Runcie Chidebe: This is one of my most important studies

Runcie Chidebe, Executive Director at Project PINK BLUE, recently posted on LinkedIn:

“As a patient advocate, this is one of my most important studies. It was a great opportunity for my team and me to explore and uplift the Cancer Patient Voices that are hugely neglected in Africa. I am so excited about this study. Please click here for the full paper or read my summary:

1. In this study, we found that some breast cancer survivors are “carrying their breast cancer alone” and never disclosed their diagnosis to their husbands.
One of the patients said: “It’s traumatizing for me that I lived all my life like a child… I haven’t been able to tell any single member of my family, not even my husband that I have this [breast cancer]. It’s so traumatizing. I am carrying this [breast cancer] all alone. With the little money I have, I cannot even ask for help because if I say it to them, honestly, they will be dead before I die”.

2. In Nigeria, chemotherapy is mostly administered using intravenous (IV) catheters. While IV are beneficial to BC survivors, the process of inserting the IV treatment (i.e., venipuncture) can be discomforting and painful for patients who require recurrent treatments for a longer time. One of the patients said: “I suffer a lot, maybe because I’m big… about nine pricks before I take chemo[therapy]. Nine full pricks! [she exclaims] Every part of my hands [are] vandalized… before I take chemo[therapy]… Because knowing that I’m going to feel pain, I’m going to feel another pain, more pain and still the result is not there [not successful]. In fact, it got to the point of using my leg and still, it was still very difficult. I would say they [doctors] are not patient… and not well trained. Their inpatient level can lead you to develop cancer on its own.”

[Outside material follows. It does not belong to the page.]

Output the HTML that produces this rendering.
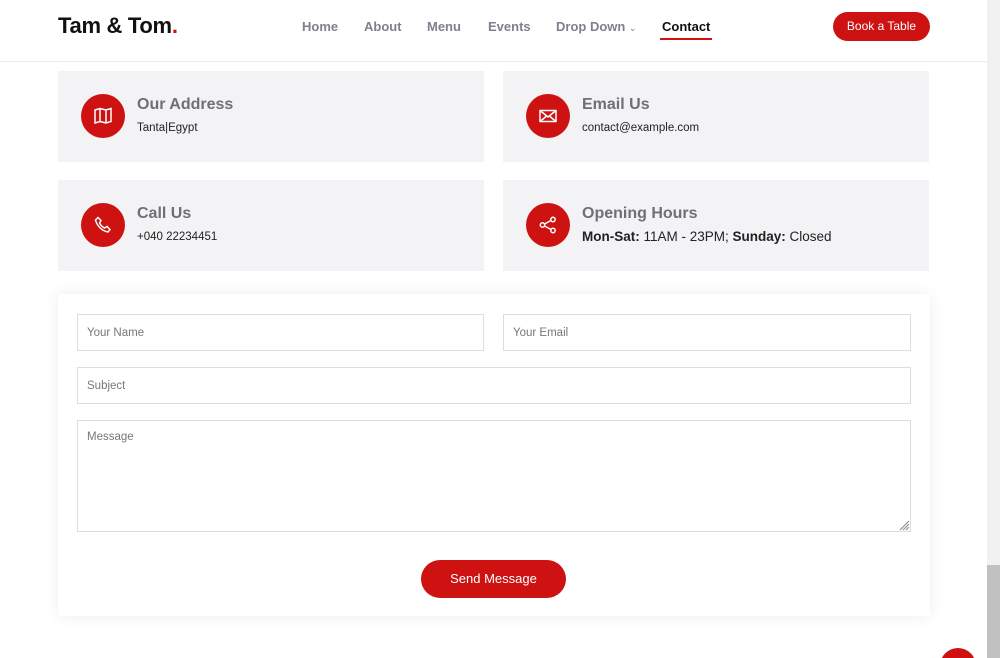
<!DOCTYPE html>
<html style="overflow:hidden;height:658px"><head><meta charset="utf-8"><style>
*{box-sizing:border-box;margin:0;padding:0}
body{width:1000px;height:658px;overflow:hidden;background:#fff;font-family:"Liberation Sans",sans-serif;position:relative}
.sb{position:absolute;left:987px;top:0;width:13px;height:658px;background:#f1f1f1}
.sb i{position:absolute;left:0;top:565px;width:13px;height:93px;background:#c1c1c1}
.hdr{position:absolute;left:0;top:0;width:987px;height:62px;border-bottom:1px solid #ececec;background:#fff}
.logo{position:absolute;left:58px;top:13px;font-size:22px;font-weight:bold;color:#111;letter-spacing:-0.3px}
.logo span{color:#ce1212}
.nav a{position:absolute;top:19px;font-size:13px;color:#7f7f90;text-decoration:none;font-weight:bold}
.nav a.act{color:#111}
.nav a.act:after{content:"";position:absolute;left:-2px;right:-2px;top:19px;height:2px;background:#ce1212}
.btn{position:absolute;left:833px;top:12px;width:97px;height:29px;border-radius:15px;background:#ce1212;color:#fff;font-size:12px;text-align:center;line-height:29px}
.card{position:absolute;width:426px;height:91px;background:#f3f3f5}
.ic{position:absolute;left:23px;top:23px;width:44px;height:44px;border-radius:50%;background:#ce1212}
.ic svg{position:absolute;left:12px;top:12px}
.card h3{position:absolute;left:79px;top:25px;font-size:16px;color:#6f6f7a}
.card p{position:absolute;left:79px;top:51px;font-size:11.5px;color:#222}
.form{position:absolute;left:58px;top:294px;width:872px;height:322px;background:#fff;box-shadow:0 0 15px rgba(0,0,0,0.07)}
.in{position:absolute;border:1px solid #ddd;background:#fff;font-size:11.5px;color:#777;padding:12px 9px}
.send{position:absolute;left:421px;top:560px;width:145px;height:38px;border-radius:19px;background:#ce1212;color:#fff;font-size:13px;text-align:center;line-height:38px}
.dotw{position:absolute;left:930px;top:640px;width:56px;height:18px;overflow:hidden}
.dot{position:absolute;left:10px;top:8px;width:36px;height:36px;border-radius:50%;background:#ce1212}
</style></head><body>
<div class="hdr">
<div class="logo">Tam &amp; Tom<span>.</span></div>
<div class="nav">
<a style="left:302px">Home</a><a style="left:364px">About</a><a style="left:427px">Menu</a><a style="left:488px">Events</a><a style="left:556px">Drop Down <span style="font-size:9px;font-weight:normal">&#8964;</span></a><a class="act" style="left:662px">Contact</a>
</div>
<div class="btn">Book a Table</div>
</div>

<div class="card" style="left:58px;top:71px"><div class="ic"><svg width="20" height="20" viewBox="0 0 20 20" fill="none" stroke="#fff" stroke-width="1.5"><path d="M2 4l5-1.5 6 1.5 5-1.5v13l-5 1.5-6-1.5-5 1.5z M7 2.5v13 M13 4v13"/></svg></div><h3>Our Address</h3><p>Tanta|Egypt</p></div>
<div class="card" style="left:503px;top:71px"><div class="ic"><svg width="20" height="20" viewBox="0 0 20 20" fill="none" stroke="#fff" stroke-width="1.5"><rect x="2" y="4.5" width="16" height="11"/><path d="M2 4.5l8 6.5 8-6.5 M2 15.5l6-5 M18 15.5l-6-5"/></svg></div><h3>Email Us</h3><p>contact@example.com</p></div>
<div class="card" style="left:58px;top:180px"><div class="ic"><svg width="20" height="20" viewBox="0 0 20 20" fill="none" stroke="#fff" stroke-width="1.5"><path d="M5 2.5l3 3-1.5 2.5c1 2 3 4 5 5l2.5-1.5 3 3-2 2.5C9 16 4 11 2.5 5z"/></svg></div><h3>Call Us</h3><p>+040 22234451</p></div>
<div class="card" style="left:503px;top:180px"><div class="ic"><svg width="20" height="20" viewBox="0 0 20 20" fill="none" stroke="#fff" stroke-width="1.5"><circle cx="15" cy="4.5" r="2.2"/><circle cx="4.5" cy="10" r="2.2"/><circle cx="15" cy="15.5" r="2.2"/><path d="M6.5 9l6.5-3.5 M6.5 11l6.5 3.5"/></svg></div><h3>Opening Hours</h3><p style="font-size:13.5px;top:49px"><b>Mon-Sat:</b> 11AM - 23PM; <b>Sunday:</b> Closed</p></div>

<div class="form"></div>
<div class="in" style="left:77px;top:314px;width:407px;height:37px">Your Name</div>
<div class="in" style="left:503px;top:314px;width:408px;height:37px">Your Email</div>
<div class="in" style="left:77px;top:367px;width:834px;height:37px">Subject</div>
<div class="in" style="left:77px;top:420px;width:834px;height:112px;padding-top:10px">Message</div>
<svg style="position:absolute;left:898px;top:519px" width="12" height="12"><path d="M11 2L2 11M11 5L5 11M11 8L8 11" stroke="#888" stroke-width="1"/></svg>
<div class="send">Send Message</div>
<div class="dotw"><div class="dot"></div></div>
<div class="sb"><i></i></div>
</body></html>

3. Access to bone scans is limited. A patient said: “When I started chemotherapy, I couldn’t do a bone scan because there was no chemistry [reagents] …for the test and so I had a spread [of cancer] in my bone…Today, I have gone back to the public hospital and that is the only place where I can get radiotherapy. In fact, the doctor that did my surgery came from the UK. He was saying he sends all his patients to South Africa and Ghana”.

4. “Living my life” A patient said: “[breast cancer] has changed my perspective of life and you know, how I see things … it has made me more patient… In fact, it has made life more positive for me. More positive than otherwise”

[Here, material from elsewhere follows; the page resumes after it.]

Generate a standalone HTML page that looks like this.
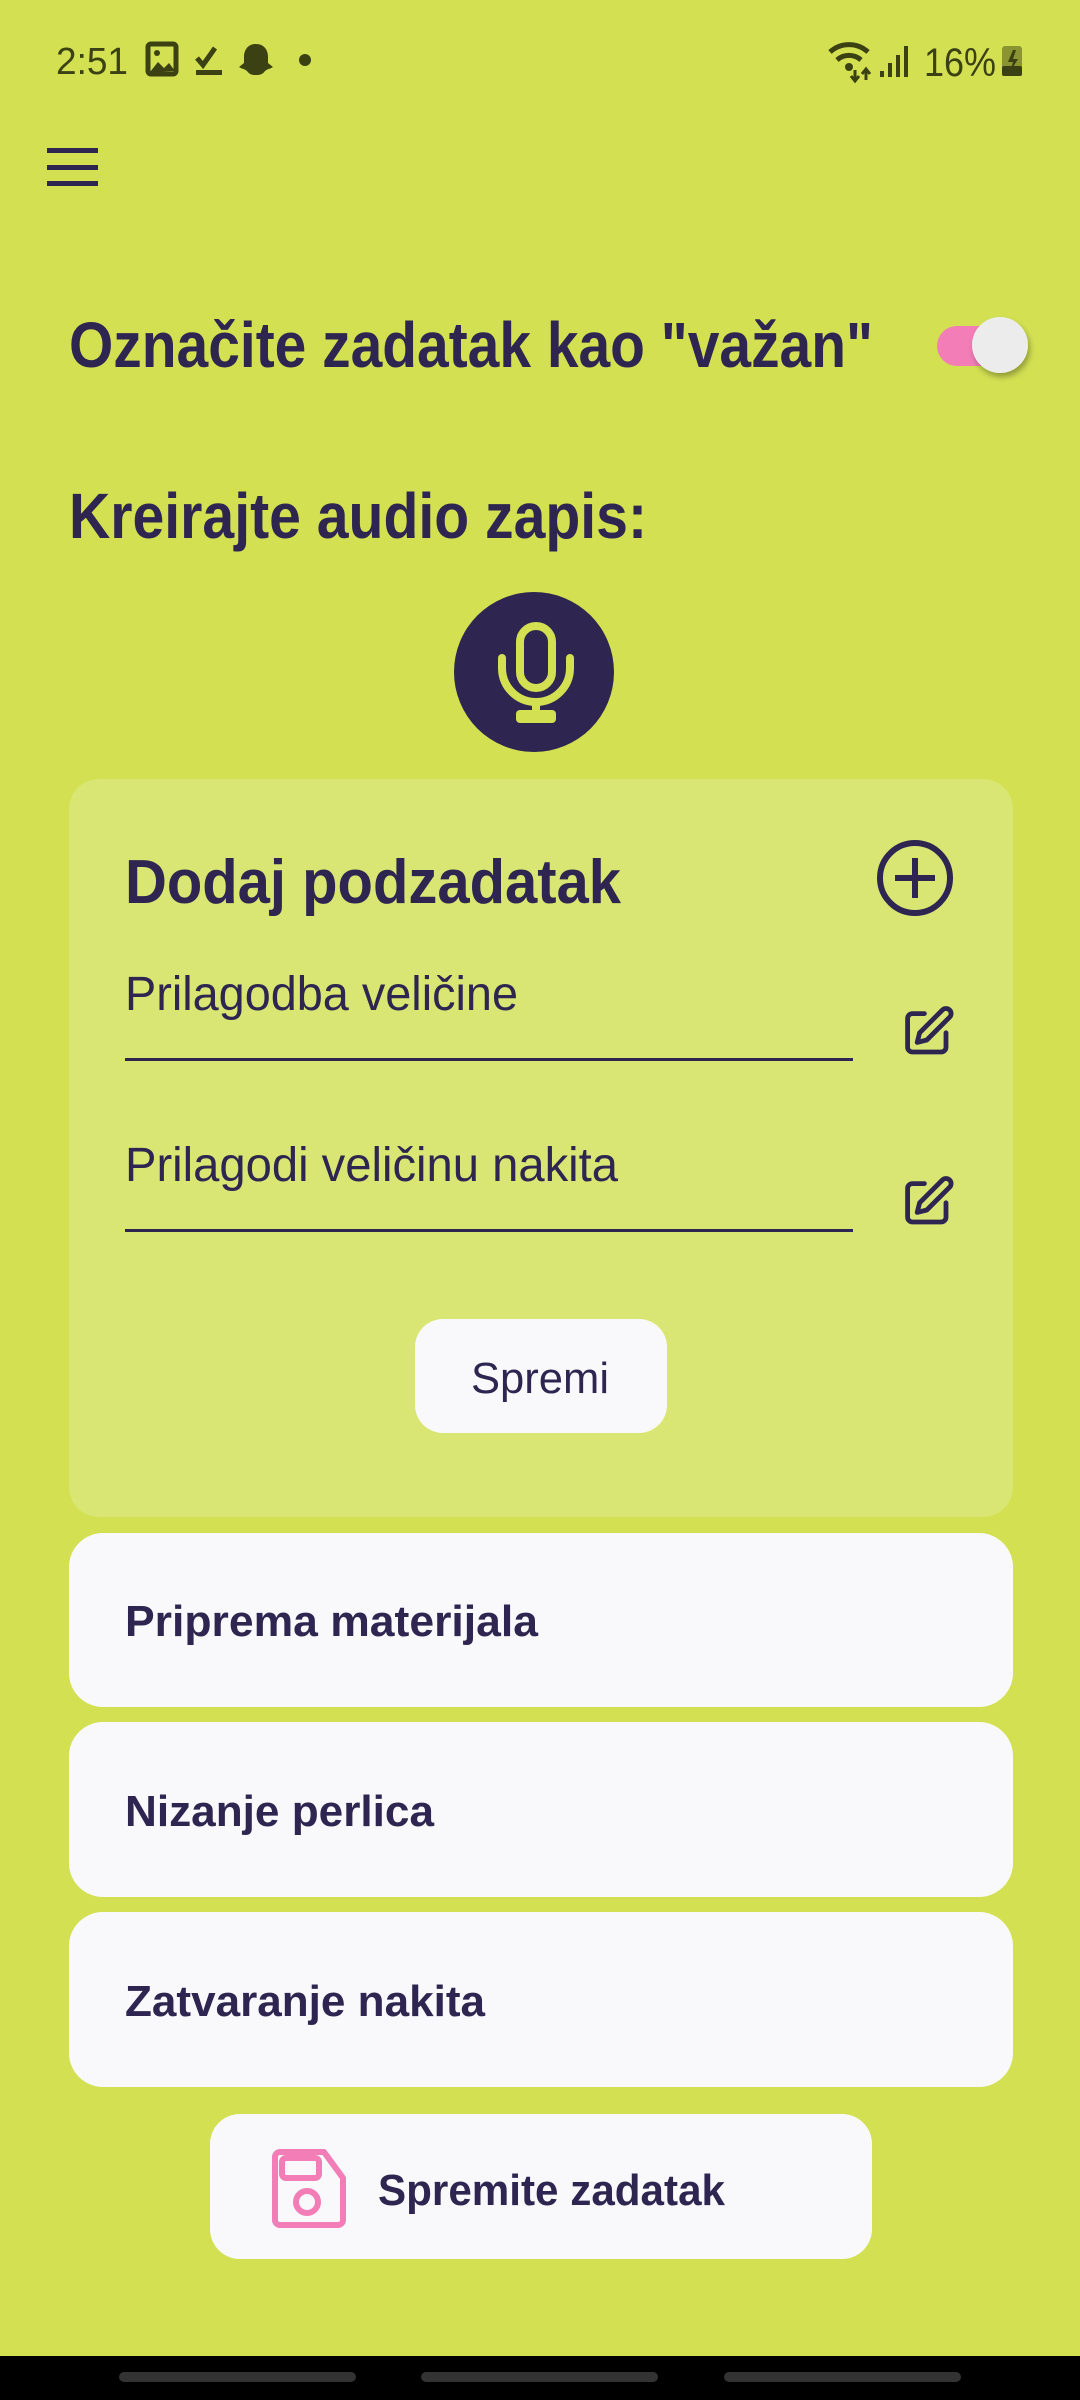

While we explored the patient experiences, we also offered policy recommendations. I want to specially thank Prof. Kate de Medeiros for her intellectual guidance, and thorough direction. Special thanks to Miami University, Scripps Gerontology Center, MU Department of Sociology and Gerontology, and the Project PINK BLUE team. My co-authors Ifeoma OKOYE, Gloria Chinyere Okwu, Darlingtina Esiaka, PhD, CPG, CPH, Candi N., Zainab Shinkafi-Bagudu, Maria Chidi C Onyedibe and others. Thanks for all your efforts.”